*Exercise details:*
The data below should be restated word for word, with every picture omitted.

*Information shown:*
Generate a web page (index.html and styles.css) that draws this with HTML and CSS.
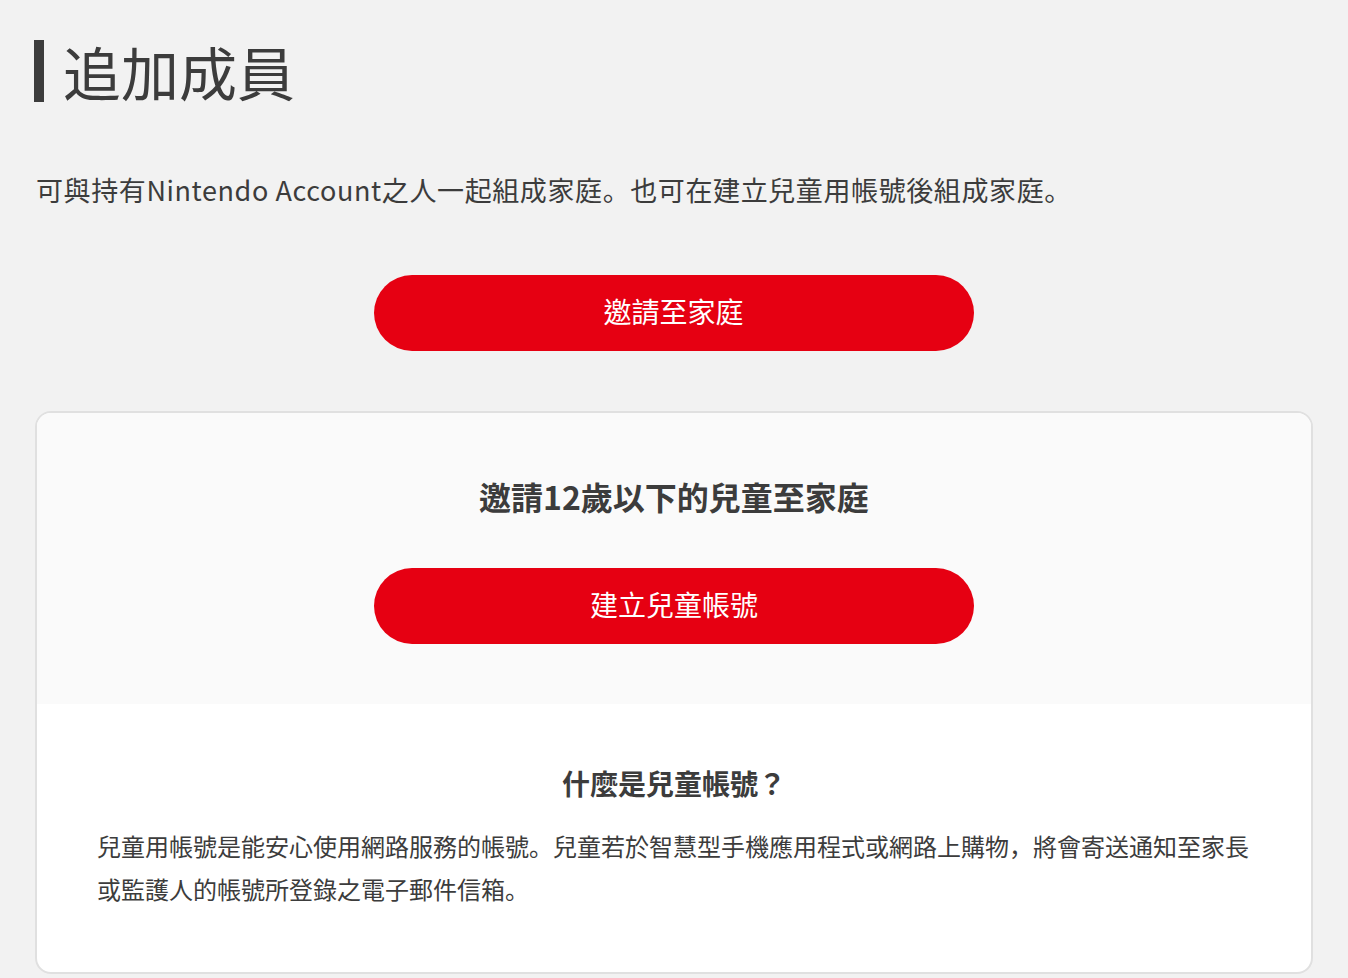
FILE: index.html
```html
<!DOCTYPE html>
<html lang="zh-Hant">
  <head>
    <meta charset="UTF-8" />
    <meta name="viewport" content="width=device-width, initial-scale=1.0" />
    <link rel="stylesheet" href="styles.css">
    <title>追加成員</title>
  </head>
  <body>
    <div class="page">
      <h1 class="page-title">追加成員</h1>

      <p class="lead">可與持有Nintendo Account之人一起組成家庭。也可在建立兒童用帳號後組成家庭。</p>

      <div class="actions">
        <button class="btn-red">邀請至家庭</button>
      </div>

      <div class="card">
        <div class="card-top">
          <h2 class="card-title">邀請12歲以下的兒童至家庭</h2>
          <div class="actions">
            <button class="btn-red">建立兒童帳號</button>
          </div>
        </div>
        <div class="card-bottom">
          <h3 class="info-title">什麼是兒童帳號？</h3>
          <p class="info-text">兒童用帳號是能安心使用網路服務的帳號。兒童若於智慧型手機應用程式或網路上購物，將會寄送通知至家長或監護人的帳號所登錄之電子郵件信箱。</p>
        </div>
      </div>
    </div>
  </body>
</html>
```

FILE: styles.css
```css
body {
  margin: 0;
  background-color: #f2f2f2;
  color: #3c3c3c;
  font-family: "Noto Sans CJK JP", "Noto Sans CJK TC", "Noto Sans", sans-serif;
  font-feature-settings: "locl" 0;
}

.page {
  padding: 40px 35px 0 34px;
}

.page-title {
  margin: 0;
  border-left: 10px solid #3c3c3c;
  padding-left: 19px;
  font-size: 58px;
  font-weight: 400;
  line-height: 62px;
}

.lead {
  margin: 68px 0 0 2px;
  font-size: 27px;
  letter-spacing: 0.6px;
  line-height: 40px;
}

.actions {
  display: flex;
  justify-content: center;
}

.page > .actions {
  margin-top: 65px;
}

.btn-red {
  width: 600px;
  height: 76px;
  border: none;
  border-radius: 38px;
  padding: 0 0 5px;
  background-color: #e60012;
  color: #fff;
  font-family: inherit;
  font-size: 28px;
  cursor: pointer;
}

.card {
  margin: 60px 0 0 1px;
  border: 2px solid #e0e0e0;
  border-radius: 16px;
  overflow: hidden;
  background-color: #fff;
}

.card-top {
  background-color: #fafafa;
  padding: 61px 0 60px;
}

.card-title {
  margin: 0 0 50px;
  text-align: center;
  font-size: 32px;
  line-height: 44px;
  font-weight: 700;
}

.card-bottom {
  padding: 59px 60px 62px;
}

.info-title {
  margin: 0;
  text-align: center;
  font-size: 28px;
  line-height: 40px;
  font-weight: 700;
}

.info-text {
  margin: 21px 0 0;
  font-size: 24px;
  line-height: 43px;
}
```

*Correct answer:*
Generate a web page (index.html and styles.css) that draws this with HTML and CSS.
FILE: index.html
```html
<!DOCTYPE html>
<html lang="zh-Hant">
  <head>
    <meta charset="UTF-8" />
    <meta name="viewport" content="width=device-width, initial-scale=1.0" />
    <link rel="stylesheet" href="styles.css">
    <title>追加成員</title>
  </head>
  <body>
    <div class="page">
      <h1 class="page-title">追加成員</h1>

      <p class="lead">可與持有Nintendo Account之人一起組成家庭。也可在建立兒童用帳號後組成家庭。</p>

      <div class="actions">
        <button class="btn-red">邀請至家庭</button>
      </div>

      <div class="card">
        <div class="card-top">
          <h2 class="card-title">邀請12歲以下的兒童至家庭</h2>
          <div class="actions">
            <button class="btn-red">建立兒童帳號</button>
          </div>
        </div>
        <div class="card-bottom">
          <h3 class="info-title">什麼是兒童帳號？</h3>
          <p class="info-text">兒童用帳號是能安心使用網路服務的帳號。兒童若於智慧型手機應用程式或網路上購物，將會寄送通知至家長或監護人的帳號所登錄之電子郵件信箱。</p>
        </div>
      </div>
    </div>
  </body>
</html>
```

FILE: styles.css
```css
body {
  margin: 0;
  background-color: #f2f2f2;
  color: #3c3c3c;
  font-family: "Noto Sans CJK JP", "Noto Sans CJK TC", "Noto Sans", sans-serif;
  font-feature-settings: "locl" 0;
}

.page {
  padding: 40px 35px 0 34px;
}

.page-title {
  margin: 0;
  border-left: 10px solid #3c3c3c;
  padding-left: 19px;
  font-size: 58px;
  font-weight: 400;
  line-height: 62px;
}

.lead {
  margin: 68px 0 0 2px;
  font-size: 27px;
  letter-spacing: 0.6px;
  line-height: 40px;
}

.actions {
  display: flex;
  justify-content: center;
}

.page > .actions {
  margin-top: 65px;
}

.btn-red {
  width: 600px;
  height: 76px;
  border: none;
  border-radius: 38px;
  padding: 0 0 5px;
  background-color: #e60012;
  color: #fff;
  font-family: inherit;
  font-size: 28px;
  cursor: pointer;
}

.card {
  margin: 60px 0 0 1px;
  border: 2px solid #e0e0e0;
  border-radius: 16px;
  overflow: hidden;
  background-color: #fff;
}

.card-top {
  background-color: #fafafa;
  padding: 61px 0 60px;
}

.card-title {
  margin: 0 0 50px;
  text-align: center;
  font-size: 32px;
  line-height: 44px;
  font-weight: 700;
}

.card-bottom {
  padding: 59px 60px 62px;
}

.info-title {
  margin: 0;
  text-align: center;
  font-size: 28px;
  line-height: 40px;
  font-weight: 700;
}

.info-text {
  margin: 21px 0 0;
  font-size: 24px;
  line-height: 43px;
}
```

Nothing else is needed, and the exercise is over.